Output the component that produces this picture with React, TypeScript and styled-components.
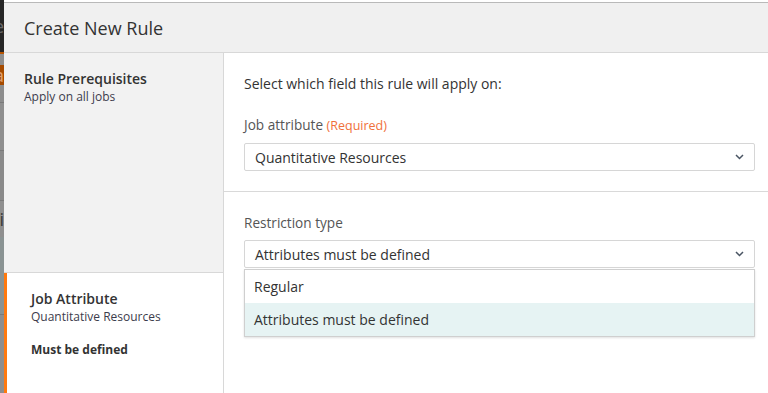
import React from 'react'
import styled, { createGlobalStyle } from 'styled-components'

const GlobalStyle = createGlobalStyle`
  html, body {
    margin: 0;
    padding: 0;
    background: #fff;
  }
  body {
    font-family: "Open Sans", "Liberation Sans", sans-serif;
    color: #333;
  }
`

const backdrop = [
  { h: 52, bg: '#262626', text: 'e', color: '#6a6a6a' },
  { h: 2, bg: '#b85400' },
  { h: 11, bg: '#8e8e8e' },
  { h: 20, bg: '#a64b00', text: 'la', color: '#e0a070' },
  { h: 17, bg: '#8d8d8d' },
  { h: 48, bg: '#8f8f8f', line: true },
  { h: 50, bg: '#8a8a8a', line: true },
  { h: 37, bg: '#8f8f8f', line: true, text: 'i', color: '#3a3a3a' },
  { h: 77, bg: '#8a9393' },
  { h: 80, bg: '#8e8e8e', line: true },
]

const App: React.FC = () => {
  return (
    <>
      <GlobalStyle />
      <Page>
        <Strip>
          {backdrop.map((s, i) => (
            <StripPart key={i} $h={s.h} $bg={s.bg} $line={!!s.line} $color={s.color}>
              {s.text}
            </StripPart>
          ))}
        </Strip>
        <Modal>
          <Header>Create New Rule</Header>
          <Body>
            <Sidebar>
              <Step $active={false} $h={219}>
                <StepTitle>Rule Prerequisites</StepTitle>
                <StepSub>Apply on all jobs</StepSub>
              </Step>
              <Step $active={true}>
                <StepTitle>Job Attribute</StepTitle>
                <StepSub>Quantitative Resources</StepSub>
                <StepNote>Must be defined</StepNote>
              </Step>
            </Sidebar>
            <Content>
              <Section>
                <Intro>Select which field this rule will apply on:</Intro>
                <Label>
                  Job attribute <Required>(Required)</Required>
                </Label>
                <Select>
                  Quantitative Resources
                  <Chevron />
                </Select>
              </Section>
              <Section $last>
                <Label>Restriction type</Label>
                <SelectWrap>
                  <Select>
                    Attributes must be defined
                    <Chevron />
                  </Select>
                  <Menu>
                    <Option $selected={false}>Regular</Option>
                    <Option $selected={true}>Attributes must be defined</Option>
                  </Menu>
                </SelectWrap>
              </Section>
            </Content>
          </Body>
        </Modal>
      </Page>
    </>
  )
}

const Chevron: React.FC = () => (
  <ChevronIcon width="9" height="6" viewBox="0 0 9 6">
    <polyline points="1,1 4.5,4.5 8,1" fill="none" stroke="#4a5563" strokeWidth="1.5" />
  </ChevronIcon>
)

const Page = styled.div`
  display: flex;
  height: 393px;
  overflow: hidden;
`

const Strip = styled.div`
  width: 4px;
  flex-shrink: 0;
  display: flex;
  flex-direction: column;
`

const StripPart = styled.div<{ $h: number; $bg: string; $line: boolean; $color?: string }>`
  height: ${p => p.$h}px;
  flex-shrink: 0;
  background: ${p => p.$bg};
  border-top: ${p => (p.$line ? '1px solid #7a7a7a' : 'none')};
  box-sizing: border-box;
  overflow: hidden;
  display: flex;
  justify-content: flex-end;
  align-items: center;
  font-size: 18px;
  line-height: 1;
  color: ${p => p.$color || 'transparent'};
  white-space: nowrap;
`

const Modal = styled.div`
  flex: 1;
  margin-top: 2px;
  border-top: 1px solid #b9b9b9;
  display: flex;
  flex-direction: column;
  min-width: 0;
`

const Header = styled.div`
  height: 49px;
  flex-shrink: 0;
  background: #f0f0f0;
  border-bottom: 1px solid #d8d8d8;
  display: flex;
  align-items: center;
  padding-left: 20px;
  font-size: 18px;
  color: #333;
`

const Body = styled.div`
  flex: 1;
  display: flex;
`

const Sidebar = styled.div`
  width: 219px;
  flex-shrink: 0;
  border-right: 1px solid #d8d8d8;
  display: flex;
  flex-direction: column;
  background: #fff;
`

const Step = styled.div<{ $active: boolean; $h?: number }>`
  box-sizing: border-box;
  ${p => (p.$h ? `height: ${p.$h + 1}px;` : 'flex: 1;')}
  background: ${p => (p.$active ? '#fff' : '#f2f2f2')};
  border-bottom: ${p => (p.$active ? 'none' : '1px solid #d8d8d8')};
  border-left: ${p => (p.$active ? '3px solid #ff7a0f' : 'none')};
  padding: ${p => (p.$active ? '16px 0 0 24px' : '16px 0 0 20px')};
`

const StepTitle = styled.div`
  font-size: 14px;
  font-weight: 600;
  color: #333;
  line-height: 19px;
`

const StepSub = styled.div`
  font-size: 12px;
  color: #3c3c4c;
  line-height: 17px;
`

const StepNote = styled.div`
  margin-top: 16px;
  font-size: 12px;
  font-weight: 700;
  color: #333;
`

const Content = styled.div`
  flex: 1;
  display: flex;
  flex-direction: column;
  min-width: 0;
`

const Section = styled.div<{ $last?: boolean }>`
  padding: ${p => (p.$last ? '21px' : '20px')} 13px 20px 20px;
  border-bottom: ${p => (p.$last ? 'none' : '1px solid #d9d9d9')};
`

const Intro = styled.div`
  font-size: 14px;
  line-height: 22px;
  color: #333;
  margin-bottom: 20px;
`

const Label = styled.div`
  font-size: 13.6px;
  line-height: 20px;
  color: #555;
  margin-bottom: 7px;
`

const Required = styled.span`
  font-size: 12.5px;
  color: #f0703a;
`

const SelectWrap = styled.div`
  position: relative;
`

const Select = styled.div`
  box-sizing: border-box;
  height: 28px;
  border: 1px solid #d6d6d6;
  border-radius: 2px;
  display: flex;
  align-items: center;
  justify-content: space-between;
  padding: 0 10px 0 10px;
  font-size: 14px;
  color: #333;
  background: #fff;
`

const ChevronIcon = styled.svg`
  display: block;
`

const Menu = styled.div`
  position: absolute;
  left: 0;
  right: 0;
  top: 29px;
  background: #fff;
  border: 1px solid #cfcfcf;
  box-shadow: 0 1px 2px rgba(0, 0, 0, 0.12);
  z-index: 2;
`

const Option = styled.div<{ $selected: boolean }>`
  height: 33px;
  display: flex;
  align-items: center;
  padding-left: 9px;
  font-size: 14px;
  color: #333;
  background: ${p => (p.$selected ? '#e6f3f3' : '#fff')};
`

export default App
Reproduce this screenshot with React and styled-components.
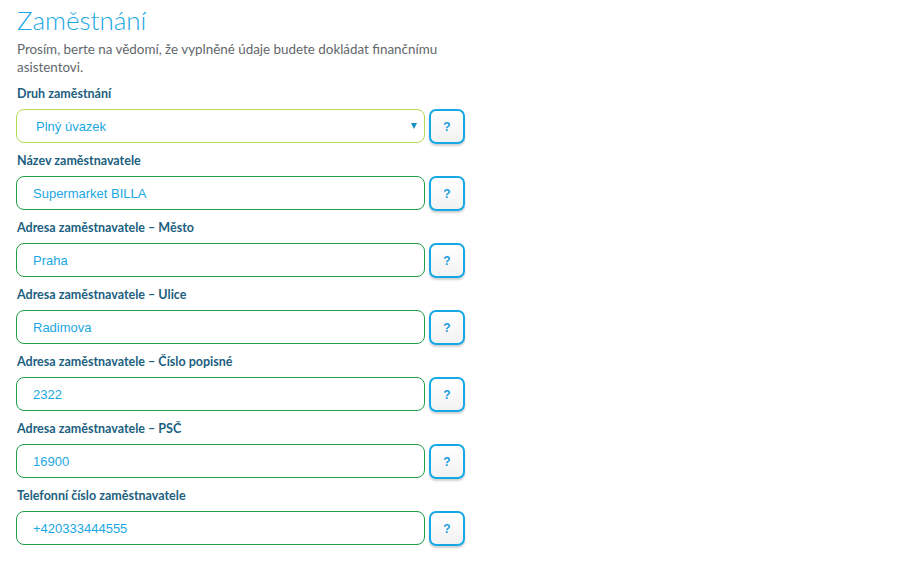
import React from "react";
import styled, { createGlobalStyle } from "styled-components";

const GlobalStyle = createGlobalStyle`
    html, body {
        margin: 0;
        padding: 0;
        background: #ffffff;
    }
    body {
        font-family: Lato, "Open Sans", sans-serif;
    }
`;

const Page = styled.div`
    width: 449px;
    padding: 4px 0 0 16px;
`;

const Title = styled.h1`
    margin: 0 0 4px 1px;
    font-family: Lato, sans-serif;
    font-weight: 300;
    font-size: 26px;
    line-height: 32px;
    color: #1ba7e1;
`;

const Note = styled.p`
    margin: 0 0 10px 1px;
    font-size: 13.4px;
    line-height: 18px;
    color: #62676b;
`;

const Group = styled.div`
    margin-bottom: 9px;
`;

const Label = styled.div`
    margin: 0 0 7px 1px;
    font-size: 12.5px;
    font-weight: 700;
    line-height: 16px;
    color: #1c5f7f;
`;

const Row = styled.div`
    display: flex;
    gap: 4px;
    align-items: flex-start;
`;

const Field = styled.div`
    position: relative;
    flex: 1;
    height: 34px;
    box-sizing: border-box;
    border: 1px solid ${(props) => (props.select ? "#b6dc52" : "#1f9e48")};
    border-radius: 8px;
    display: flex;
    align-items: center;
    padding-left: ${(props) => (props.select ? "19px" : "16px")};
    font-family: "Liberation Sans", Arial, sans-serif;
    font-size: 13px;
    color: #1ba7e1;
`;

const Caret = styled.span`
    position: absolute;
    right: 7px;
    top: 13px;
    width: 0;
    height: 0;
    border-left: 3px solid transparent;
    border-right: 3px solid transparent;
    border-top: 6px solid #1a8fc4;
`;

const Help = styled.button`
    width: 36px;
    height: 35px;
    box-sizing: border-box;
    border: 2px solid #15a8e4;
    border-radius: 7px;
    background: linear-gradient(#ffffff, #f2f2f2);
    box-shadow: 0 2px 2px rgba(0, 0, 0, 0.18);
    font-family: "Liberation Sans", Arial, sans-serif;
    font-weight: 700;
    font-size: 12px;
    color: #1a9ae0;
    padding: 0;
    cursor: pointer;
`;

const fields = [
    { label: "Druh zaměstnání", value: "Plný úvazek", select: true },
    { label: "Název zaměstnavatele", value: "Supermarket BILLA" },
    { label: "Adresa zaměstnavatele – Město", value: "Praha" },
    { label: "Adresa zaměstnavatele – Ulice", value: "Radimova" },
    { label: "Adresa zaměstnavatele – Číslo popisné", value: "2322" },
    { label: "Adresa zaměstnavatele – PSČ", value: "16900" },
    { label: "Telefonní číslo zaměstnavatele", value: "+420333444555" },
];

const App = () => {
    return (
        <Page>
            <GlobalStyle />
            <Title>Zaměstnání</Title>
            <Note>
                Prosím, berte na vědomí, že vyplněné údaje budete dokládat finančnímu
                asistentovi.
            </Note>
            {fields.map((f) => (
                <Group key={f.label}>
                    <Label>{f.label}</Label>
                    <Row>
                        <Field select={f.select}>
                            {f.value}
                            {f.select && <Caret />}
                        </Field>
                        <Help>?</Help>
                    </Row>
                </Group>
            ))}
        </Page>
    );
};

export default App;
□ □ □
• Aim: Each line above that holds the string "React" should be copied and shown.

• Finished task:
Output the component that produces this picture with React, TypeScript and styled-components.
import React from 'react'
const App: React.FC = () => {
const Chevron: React.FC = () => (
Reproduce this screenshot with React and styled-components.
import React from "react";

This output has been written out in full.